-- Start --

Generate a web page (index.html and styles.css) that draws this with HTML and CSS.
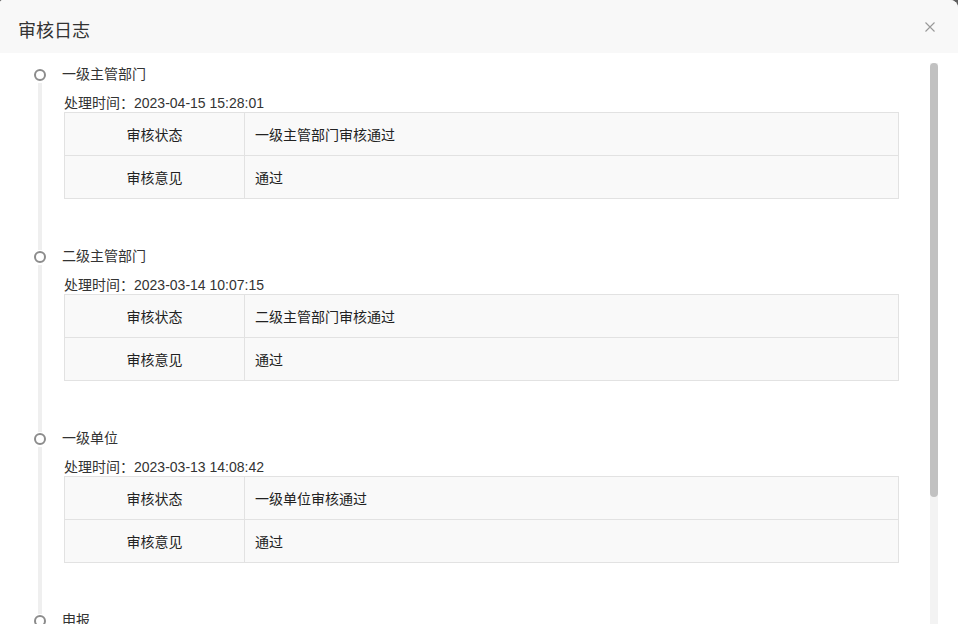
FILE: index.html
```html
<!DOCTYPE html>
<html lang="zh-CN">
<head>
    <meta charset="UTF-8">
    <meta name="viewport" content="width=device-width, initial-scale=1.0">
    <title>审核日志</title>
    <link rel="stylesheet" href="styles.css">
</head>
<body>

<div class="dialog">
    <div class="dialog-header">
        <span class="dialog-title">审核日志</span>
        <span class="dialog-close">
            <svg width="10" height="10" viewBox="0 0 10 10"><path d="M0.5 0.5L9.5 9.5M9.5 0.5L0.5 9.5" stroke="#999" stroke-width="1.1" fill="none"/></svg>
        </span>
    </div>

    <div class="dialog-body">
        <div class="log-list">

            <div class="log-item">
                <div class="rail"><span class="dot"></span><span class="tail"></span></div>
                <div class="log-content">
                    <div class="log-name">一级主管部门</div>
                    <div class="log-time">处理时间：2023-04-15 15:28:01</div>
                    <table class="log-table">
                        <tr><td class="key">审核状态</td><td>一级主管部门审核通过</td></tr>
                        <tr><td class="key">审核意见</td><td>通过</td></tr>
                    </table>
                </div>
            </div>

            <div class="log-item">
                <div class="rail"><span class="dot"></span><span class="tail"></span></div>
                <div class="log-content">
                    <div class="log-name">二级主管部门</div>
                    <div class="log-time">处理时间：2023-03-14 10:07:15</div>
                    <table class="log-table">
                        <tr><td class="key">审核状态</td><td>二级主管部门审核通过</td></tr>
                        <tr><td class="key">审核意见</td><td>通过</td></tr>
                    </table>
                </div>
            </div>

            <div class="log-item">
                <div class="rail"><span class="dot"></span><span class="tail"></span></div>
                <div class="log-content">
                    <div class="log-name">一级单位</div>
                    <div class="log-time">处理时间：2023-03-13 14:08:42</div>
                    <table class="log-table">
                        <tr><td class="key">审核状态</td><td>一级单位审核通过</td></tr>
                        <tr><td class="key">审核意见</td><td>通过</td></tr>
                    </table>
                </div>
            </div>

            <div class="log-item last">
                <div class="rail"><span class="dot"></span></div>
                <div class="log-content">
                    <div class="log-name">申报</div>
                </div>
            </div>

        </div>
        <div class="scroll-track"><div class="scroll-thumb"></div></div>
    </div>
</div>

</body>
</html>
```

FILE: styles.css
```css
html, body {
    margin: 0;
    height: 100%;
}
body {
    background-color: #5f5f5f;
    font-family: "Liberation Sans", "Noto Sans CJK SC", sans-serif;
    font-size: 14px;
    color: #333;
}
.dialog {
    height: 100%;
    background-color: #fff;
    border-radius: 3px 8px 0 0;
    overflow: hidden;
    display: flex;
    flex-direction: column;
}
.dialog-header {
    height: 53px;
    box-sizing: border-box;
    padding: 20px 18px 0 18px;
    background-color: #f8f8f8;
    display: flex;
    justify-content: space-between;
    align-items: flex-start;
}
.dialog-title {
    font-size: 18px;
    line-height: 22px;
    color: #333;
}
.dialog-close {
    display: flex;
    margin-top: 2px;
    margin-right: 5px;
}
.dialog-body {
    flex: 1;
    min-height: 0;
    padding: 10px 20px 18px 0;
    display: flex;
}
.log-list {
    flex: 1;
    min-width: 0;
    overflow: hidden;
}
.scroll-track {
    width: 8px;
    background-color: #f3f3f3;
}
.scroll-thumb {
    height: 434px;
    background-color: #c1c1c1;
    border-radius: 4px;
}
.log-item {
    display: grid;
    grid-template-columns: 62px 1fr;
}
.rail {
    display: flex;
    flex-direction: column;
    align-items: flex-start;
    padding-left: 34px;
}
.dot {
    width: 12px;
    height: 12px;
    box-sizing: border-box;
    border: 2px solid #8c8c8c;
    border-radius: 50%;
    background-color: #fff;
    margin-top: 6px;
}
.tail {
    flex: 1;
    width: 4px;
    margin: 2px 0 -5px 4px;
    background-color: #efefef;
}
.log-content {
    padding: 0 31px 46px 0;
}
.log-name {
    line-height: 22px;
}
.log-time {
    line-height: 18px;
    margin: 9px 0 0 2px;
}
.log-table {
    width: calc(100% - 2px);
    margin-left: 2px;
    border-collapse: collapse;
    background-color: #f9f9f9;
}
.log-table td {
    border: 1px solid #e2e2e2;
    height: 43px;
    padding: 0 10px;
    box-sizing: border-box;
    color: #222;
}
.log-table td.key {
    width: 180px;
    text-align: center;
}
```
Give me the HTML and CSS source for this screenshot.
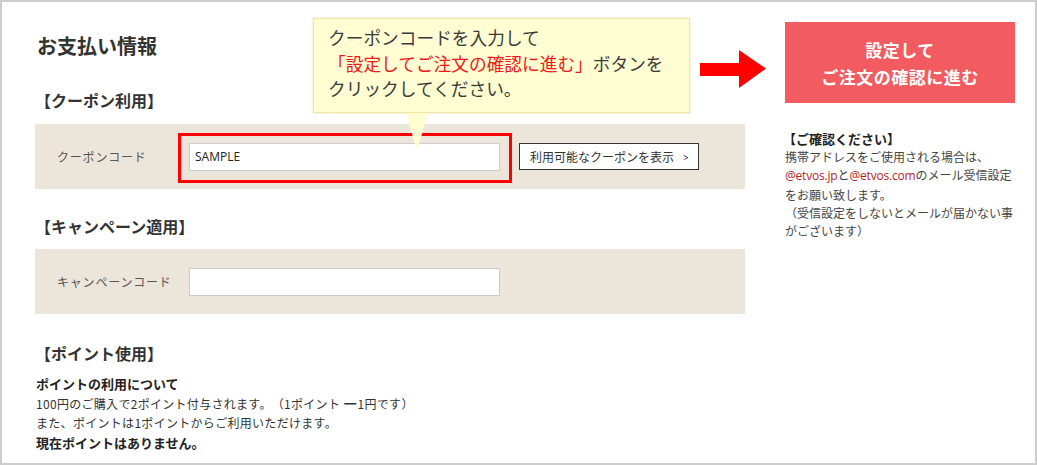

-- End --

Transcribe the material exactly, leaving every picture out.

Generate a web page (index.html and styles.css) that draws this with HTML and CSS.
FILE: index.html
```html
<!DOCTYPE html>
<html lang="zh-CN">
<head>
    <meta charset="UTF-8">
    <meta name="viewport" content="width=device-width, initial-scale=1.0">
    <title>审核日志</title>
    <link rel="stylesheet" href="styles.css">
</head>
<body>

<div class="dialog">
    <div class="dialog-header">
        <span class="dialog-title">审核日志</span>
        <span class="dialog-close">
            <svg width="10" height="10" viewBox="0 0 10 10"><path d="M0.5 0.5L9.5 9.5M9.5 0.5L0.5 9.5" stroke="#999" stroke-width="1.1" fill="none"/></svg>
        </span>
    </div>

    <div class="dialog-body">
        <div class="log-list">

            <div class="log-item">
                <div class="rail"><span class="dot"></span><span class="tail"></span></div>
                <div class="log-content">
                    <div class="log-name">一级主管部门</div>
                    <div class="log-time">处理时间：2023-04-15 15:28:01</div>
                    <table class="log-table">
                        <tr><td class="key">审核状态</td><td>一级主管部门审核通过</td></tr>
                        <tr><td class="key">审核意见</td><td>通过</td></tr>
                    </table>
                </div>
            </div>

            <div class="log-item">
                <div class="rail"><span class="dot"></span><span class="tail"></span></div>
                <div class="log-content">
                    <div class="log-name">二级主管部门</div>
                    <div class="log-time">处理时间：2023-03-14 10:07:15</div>
                    <table class="log-table">
                        <tr><td class="key">审核状态</td><td>二级主管部门审核通过</td></tr>
                        <tr><td class="key">审核意见</td><td>通过</td></tr>
                    </table>
                </div>
            </div>

            <div class="log-item">
                <div class="rail"><span class="dot"></span><span class="tail"></span></div>
                <div class="log-content">
                    <div class="log-name">一级单位</div>
                    <div class="log-time">处理时间：2023-03-13 14:08:42</div>
                    <table class="log-table">
                        <tr><td class="key">审核状态</td><td>一级单位审核通过</td></tr>
                        <tr><td class="key">审核意见</td><td>通过</td></tr>
                    </table>
                </div>
            </div>

            <div class="log-item last">
                <div class="rail"><span class="dot"></span></div>
                <div class="log-content">
                    <div class="log-name">申报</div>
                </div>
            </div>

        </div>
        <div class="scroll-track"><div class="scroll-thumb"></div></div>
    </div>
</div>

</body>
</html>
```

FILE: styles.css
```css
html, body {
    margin: 0;
    height: 100%;
}
body {
    background-color: #5f5f5f;
    font-family: "Liberation Sans", "Noto Sans CJK SC", sans-serif;
    font-size: 14px;
    color: #333;
}
.dialog {
    height: 100%;
    background-color: #fff;
    border-radius: 3px 8px 0 0;
    overflow: hidden;
    display: flex;
    flex-direction: column;
}
.dialog-header {
    height: 53px;
    box-sizing: border-box;
    padding: 20px 18px 0 18px;
    background-color: #f8f8f8;
    display: flex;
    justify-content: space-between;
    align-items: flex-start;
}
.dialog-title {
    font-size: 18px;
    line-height: 22px;
    color: #333;
}
.dialog-close {
    display: flex;
    margin-top: 2px;
    margin-right: 5px;
}
.dialog-body {
    flex: 1;
    min-height: 0;
    padding: 10px 20px 18px 0;
    display: flex;
}
.log-list {
    flex: 1;
    min-width: 0;
    overflow: hidden;
}
.scroll-track {
    width: 8px;
    background-color: #f3f3f3;
}
.scroll-thumb {
    height: 434px;
    background-color: #c1c1c1;
    border-radius: 4px;
}
.log-item {
    display: grid;
    grid-template-columns: 62px 1fr;
}
.rail {
    display: flex;
    flex-direction: column;
    align-items: flex-start;
    padding-left: 34px;
}
.dot {
    width: 12px;
    height: 12px;
    box-sizing: border-box;
    border: 2px solid #8c8c8c;
    border-radius: 50%;
    background-color: #fff;
    margin-top: 6px;
}
.tail {
    flex: 1;
    width: 4px;
    margin: 2px 0 -5px 4px;
    background-color: #efefef;
}
.log-content {
    padding: 0 31px 46px 0;
}
.log-name {
    line-height: 22px;
}
.log-time {
    line-height: 18px;
    margin: 9px 0 0 2px;
}
.log-table {
    width: calc(100% - 2px);
    margin-left: 2px;
    border-collapse: collapse;
    background-color: #f9f9f9;
}
.log-table td {
    border: 1px solid #e2e2e2;
    height: 43px;
    padding: 0 10px;
    box-sizing: border-box;
    color: #222;
}
.log-table td.key {
    width: 180px;
    text-align: center;
}
```
Give me the HTML and CSS source for this screenshot.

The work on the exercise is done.